The second phase of the shop design upstairs is both a floor and a century away from the first. Climbing the stairs there really is a feeling of ascension, as you rise into the suddenly light-flooded  double height space with its range of windows and simple white plaster walls. You suddenly feel taller and lighter headed, as you then head for the mezzanine to admire the ironwork balustrade and jewellery-filled vitrines and herringbone steel parquet floors. The overwhelming feeling is of an airy artist’s atelier high above the Paris skyline in Montmartre, the kind of studio a young Cezanne may have wished for. Owner James Brown had a clear idea about the design of this space, and the result is a successful collaboration with JamesPlumb in producing a space capable of displaying both well-made artisanal clothes, jewellery, furniture and art.
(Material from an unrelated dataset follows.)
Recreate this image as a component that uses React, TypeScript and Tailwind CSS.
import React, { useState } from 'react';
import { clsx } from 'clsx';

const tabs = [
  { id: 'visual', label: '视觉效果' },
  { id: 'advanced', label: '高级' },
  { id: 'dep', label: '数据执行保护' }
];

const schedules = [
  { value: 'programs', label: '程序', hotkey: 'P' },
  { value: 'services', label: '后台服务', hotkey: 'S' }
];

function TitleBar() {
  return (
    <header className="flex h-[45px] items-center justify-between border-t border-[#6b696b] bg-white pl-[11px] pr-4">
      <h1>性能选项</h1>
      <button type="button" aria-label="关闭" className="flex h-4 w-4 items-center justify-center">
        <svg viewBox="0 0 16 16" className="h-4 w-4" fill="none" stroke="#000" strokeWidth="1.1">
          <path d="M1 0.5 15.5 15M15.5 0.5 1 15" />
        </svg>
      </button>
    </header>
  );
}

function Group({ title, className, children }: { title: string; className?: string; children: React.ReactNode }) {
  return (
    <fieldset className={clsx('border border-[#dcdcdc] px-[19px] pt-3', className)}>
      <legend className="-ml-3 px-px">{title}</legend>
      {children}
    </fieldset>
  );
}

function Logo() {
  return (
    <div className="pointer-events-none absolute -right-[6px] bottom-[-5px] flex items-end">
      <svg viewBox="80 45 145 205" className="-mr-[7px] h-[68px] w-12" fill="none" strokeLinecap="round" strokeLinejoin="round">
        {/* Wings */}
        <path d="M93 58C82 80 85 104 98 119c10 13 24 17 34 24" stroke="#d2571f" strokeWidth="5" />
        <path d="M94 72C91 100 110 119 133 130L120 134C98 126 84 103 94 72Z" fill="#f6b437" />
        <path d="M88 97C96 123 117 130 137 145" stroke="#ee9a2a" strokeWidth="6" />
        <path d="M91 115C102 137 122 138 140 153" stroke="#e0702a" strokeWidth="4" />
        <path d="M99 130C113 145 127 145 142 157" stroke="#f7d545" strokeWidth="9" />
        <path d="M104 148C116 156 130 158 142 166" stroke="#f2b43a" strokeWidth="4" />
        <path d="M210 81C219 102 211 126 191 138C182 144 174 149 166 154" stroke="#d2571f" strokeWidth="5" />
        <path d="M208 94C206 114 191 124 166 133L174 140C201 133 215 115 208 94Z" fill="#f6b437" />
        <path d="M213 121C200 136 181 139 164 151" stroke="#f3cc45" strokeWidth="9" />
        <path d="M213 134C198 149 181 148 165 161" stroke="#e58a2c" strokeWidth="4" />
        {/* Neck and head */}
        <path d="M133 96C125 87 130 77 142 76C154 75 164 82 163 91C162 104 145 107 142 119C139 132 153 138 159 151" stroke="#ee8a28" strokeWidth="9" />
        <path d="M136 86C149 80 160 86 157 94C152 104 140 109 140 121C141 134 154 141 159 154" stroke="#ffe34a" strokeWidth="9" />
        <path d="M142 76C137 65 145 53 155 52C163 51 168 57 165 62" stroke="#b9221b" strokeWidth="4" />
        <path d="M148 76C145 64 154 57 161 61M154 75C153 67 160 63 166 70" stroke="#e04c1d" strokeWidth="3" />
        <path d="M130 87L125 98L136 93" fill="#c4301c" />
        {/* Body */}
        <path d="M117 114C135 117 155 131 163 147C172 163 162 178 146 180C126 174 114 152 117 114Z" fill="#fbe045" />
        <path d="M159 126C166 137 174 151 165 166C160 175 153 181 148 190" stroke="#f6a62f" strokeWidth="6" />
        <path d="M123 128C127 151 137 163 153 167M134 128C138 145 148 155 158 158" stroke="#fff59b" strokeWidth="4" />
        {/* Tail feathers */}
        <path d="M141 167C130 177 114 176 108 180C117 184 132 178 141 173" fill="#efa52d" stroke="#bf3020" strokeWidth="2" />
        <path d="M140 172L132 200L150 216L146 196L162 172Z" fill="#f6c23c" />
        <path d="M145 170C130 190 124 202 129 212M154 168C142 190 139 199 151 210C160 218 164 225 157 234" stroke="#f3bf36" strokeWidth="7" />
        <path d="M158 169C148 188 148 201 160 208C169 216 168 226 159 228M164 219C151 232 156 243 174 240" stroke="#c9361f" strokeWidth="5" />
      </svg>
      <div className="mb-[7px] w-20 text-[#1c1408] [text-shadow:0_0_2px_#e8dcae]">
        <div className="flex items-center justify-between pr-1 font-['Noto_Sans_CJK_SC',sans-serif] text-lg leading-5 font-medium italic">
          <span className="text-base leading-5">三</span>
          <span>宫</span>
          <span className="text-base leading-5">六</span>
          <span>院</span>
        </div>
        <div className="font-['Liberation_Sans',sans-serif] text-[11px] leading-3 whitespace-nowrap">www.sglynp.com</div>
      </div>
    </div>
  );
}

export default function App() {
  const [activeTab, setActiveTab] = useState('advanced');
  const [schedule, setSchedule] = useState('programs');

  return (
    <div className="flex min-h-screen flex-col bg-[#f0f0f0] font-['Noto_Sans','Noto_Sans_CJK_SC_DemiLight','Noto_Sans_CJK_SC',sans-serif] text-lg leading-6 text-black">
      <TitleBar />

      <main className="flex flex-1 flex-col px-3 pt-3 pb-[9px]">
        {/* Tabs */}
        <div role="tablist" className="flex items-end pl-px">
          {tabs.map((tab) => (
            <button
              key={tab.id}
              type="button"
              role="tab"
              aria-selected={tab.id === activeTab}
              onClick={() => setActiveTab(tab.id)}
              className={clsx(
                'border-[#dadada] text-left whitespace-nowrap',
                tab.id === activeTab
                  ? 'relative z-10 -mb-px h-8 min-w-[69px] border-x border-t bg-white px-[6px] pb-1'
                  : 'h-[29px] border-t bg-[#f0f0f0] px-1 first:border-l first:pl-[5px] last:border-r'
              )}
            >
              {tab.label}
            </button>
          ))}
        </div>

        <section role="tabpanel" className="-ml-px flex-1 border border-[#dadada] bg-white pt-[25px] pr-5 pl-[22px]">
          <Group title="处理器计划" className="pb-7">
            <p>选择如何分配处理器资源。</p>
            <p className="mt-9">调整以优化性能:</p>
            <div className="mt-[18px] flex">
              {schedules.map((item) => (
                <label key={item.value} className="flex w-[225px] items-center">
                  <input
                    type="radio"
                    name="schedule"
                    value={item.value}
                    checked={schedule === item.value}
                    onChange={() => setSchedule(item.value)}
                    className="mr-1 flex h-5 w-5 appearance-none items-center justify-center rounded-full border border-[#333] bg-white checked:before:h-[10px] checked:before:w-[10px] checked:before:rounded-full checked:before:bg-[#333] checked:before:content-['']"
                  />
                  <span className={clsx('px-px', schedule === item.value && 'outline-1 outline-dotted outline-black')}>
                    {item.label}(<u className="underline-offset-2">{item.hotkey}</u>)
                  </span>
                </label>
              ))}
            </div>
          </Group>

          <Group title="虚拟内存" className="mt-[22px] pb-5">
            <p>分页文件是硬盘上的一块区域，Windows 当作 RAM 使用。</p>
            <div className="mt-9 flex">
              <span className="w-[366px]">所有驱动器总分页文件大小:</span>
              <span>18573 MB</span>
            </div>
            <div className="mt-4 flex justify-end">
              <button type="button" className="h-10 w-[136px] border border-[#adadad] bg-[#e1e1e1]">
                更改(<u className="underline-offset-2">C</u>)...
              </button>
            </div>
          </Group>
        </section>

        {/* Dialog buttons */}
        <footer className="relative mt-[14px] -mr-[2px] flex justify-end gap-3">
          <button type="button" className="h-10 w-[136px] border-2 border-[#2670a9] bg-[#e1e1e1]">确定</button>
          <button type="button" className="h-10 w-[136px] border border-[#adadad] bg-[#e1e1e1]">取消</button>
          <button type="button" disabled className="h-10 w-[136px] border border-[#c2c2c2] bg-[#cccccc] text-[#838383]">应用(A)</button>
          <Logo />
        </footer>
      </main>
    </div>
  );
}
Arts, Crafts and True Luxury

The mezzanine currently hosts a residency for the immensely talented Faye Toogood. Formerly a stylist at The World of Interiors, Faye is on a mission to rescue craft from the common preconception of it as representing third rate standards in terms of both concept and craftsmanship – despite the best efforts of the Crafts Council; the kind of village stall or hippie chic staple of hand-knitted socks and little wooden animals that we are all accustomed to expecting. The Toogood studio is a steaming hothouse of activity producing, ceramics, weaving and installations for the likes of Hermes and Alexander McQueen. For Hostem Faye has collaborated with her sister Erica on a new fashion venture, with a series of monochrome coats of exquisite styling, housed in a site-specific structure. The adventure is soon to continue with American Amy Revier who will be performing in store for one week with her traditional floor loom, painstakingly weaving fragments that will then be sewn into garments.
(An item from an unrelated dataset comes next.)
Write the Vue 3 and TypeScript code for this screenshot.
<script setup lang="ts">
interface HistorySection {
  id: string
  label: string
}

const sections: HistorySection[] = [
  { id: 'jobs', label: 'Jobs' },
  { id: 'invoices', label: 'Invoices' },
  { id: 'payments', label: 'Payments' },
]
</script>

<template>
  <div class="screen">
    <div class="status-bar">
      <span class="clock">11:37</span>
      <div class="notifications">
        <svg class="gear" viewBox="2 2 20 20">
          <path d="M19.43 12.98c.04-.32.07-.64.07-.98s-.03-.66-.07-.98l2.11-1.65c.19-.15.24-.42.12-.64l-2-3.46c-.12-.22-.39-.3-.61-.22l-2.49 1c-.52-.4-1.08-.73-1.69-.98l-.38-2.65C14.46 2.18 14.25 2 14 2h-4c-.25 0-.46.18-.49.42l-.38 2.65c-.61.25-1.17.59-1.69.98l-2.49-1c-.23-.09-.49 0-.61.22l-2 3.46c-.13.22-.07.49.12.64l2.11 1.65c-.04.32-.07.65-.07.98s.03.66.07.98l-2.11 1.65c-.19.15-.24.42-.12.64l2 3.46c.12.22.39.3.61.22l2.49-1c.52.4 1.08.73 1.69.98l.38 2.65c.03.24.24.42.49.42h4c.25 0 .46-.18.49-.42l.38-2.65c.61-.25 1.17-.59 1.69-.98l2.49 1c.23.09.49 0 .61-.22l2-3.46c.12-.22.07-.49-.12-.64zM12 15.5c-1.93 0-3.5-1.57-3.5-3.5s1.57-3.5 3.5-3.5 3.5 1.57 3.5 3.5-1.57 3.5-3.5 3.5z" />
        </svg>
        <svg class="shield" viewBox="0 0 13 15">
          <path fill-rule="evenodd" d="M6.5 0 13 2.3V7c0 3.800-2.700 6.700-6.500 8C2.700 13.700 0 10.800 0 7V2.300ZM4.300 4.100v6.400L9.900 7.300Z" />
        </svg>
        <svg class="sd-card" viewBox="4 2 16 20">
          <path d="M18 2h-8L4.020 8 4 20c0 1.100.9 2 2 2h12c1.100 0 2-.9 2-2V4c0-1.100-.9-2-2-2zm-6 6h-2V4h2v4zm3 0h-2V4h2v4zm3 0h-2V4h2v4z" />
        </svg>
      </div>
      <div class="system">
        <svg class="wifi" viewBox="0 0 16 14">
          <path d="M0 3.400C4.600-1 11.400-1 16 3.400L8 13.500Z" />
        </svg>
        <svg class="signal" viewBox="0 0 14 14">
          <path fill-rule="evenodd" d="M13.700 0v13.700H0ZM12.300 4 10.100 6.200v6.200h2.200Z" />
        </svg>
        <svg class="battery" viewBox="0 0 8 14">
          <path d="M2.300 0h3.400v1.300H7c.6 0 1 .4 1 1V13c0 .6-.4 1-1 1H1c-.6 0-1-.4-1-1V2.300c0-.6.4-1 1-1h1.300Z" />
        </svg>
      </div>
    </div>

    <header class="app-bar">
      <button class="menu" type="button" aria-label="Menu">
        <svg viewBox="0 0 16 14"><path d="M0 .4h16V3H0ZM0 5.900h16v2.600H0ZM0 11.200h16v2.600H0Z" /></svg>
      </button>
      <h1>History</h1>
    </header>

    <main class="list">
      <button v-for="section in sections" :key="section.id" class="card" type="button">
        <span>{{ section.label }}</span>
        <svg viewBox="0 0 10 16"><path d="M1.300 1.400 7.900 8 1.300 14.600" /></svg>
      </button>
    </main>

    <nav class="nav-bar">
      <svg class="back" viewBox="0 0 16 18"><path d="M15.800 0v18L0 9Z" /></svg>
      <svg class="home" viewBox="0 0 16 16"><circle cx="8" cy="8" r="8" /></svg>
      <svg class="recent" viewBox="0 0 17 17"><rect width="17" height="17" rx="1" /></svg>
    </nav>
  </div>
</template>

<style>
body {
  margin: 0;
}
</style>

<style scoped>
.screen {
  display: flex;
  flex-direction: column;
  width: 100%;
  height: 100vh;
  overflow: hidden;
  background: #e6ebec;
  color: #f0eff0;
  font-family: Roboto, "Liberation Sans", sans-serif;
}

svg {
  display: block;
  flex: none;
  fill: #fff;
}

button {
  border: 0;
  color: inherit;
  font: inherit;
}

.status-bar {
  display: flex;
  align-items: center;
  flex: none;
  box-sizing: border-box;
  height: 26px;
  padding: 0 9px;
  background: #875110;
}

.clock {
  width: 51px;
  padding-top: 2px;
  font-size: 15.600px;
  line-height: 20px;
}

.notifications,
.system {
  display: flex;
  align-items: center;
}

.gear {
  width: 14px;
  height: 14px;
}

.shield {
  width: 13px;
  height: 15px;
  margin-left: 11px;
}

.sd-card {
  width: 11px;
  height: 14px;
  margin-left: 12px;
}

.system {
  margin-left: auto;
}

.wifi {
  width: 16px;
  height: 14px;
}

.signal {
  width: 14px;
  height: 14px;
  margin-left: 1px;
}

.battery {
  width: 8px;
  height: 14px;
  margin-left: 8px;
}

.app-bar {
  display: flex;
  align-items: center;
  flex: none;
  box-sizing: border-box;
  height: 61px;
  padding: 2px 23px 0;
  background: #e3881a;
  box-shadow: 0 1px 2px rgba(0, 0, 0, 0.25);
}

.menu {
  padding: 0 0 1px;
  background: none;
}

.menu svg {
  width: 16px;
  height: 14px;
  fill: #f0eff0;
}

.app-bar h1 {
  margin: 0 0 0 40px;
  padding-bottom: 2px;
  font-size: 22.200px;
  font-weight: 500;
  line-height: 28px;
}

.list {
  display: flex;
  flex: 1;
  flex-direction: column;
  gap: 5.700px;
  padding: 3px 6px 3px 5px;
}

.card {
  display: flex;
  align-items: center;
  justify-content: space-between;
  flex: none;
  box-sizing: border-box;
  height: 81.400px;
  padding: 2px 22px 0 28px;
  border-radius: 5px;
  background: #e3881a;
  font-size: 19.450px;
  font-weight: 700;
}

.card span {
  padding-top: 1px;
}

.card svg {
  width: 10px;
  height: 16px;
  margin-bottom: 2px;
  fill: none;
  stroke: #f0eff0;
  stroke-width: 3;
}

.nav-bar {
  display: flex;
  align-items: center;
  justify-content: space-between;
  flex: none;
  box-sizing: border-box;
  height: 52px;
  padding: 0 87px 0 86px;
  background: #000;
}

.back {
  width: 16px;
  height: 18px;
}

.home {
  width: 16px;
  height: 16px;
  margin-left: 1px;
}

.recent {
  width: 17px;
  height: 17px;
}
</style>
Everything about Hostem works very well. In the first place there’s James Brown’s masterful curation of hand worked clothes that challenges the utterly outmoded tradition of what constitutes ‘luxury’ in today’s world. (Read our editorial LUXURY: ARE YOU GETTING ENOUGH? Well of course not, but get it while you can!) At long last visionary stores like Hostem are questioning whether ‘luxury’ is to be defined by the mass-produced, status oriented and polished to perfection, international sameness of the big labels; or by the quality of hand-made materials by artisanal production processes, whose rich and imperfect stories and unique detailing are proudly worn on their sleeve. Then there’s the discrete presence of the friendly and helpful staff that do not intimidate or hard sell you into something you really don’t want or need; all the more impressive given the intimacy of the space. Finally there’s an exceptionally good fit of both retail and design talent, in a seamless alignment of aesthetic values. The Hostem shop design experience lingers with you long after you have left and it won’t be long before you will want to return.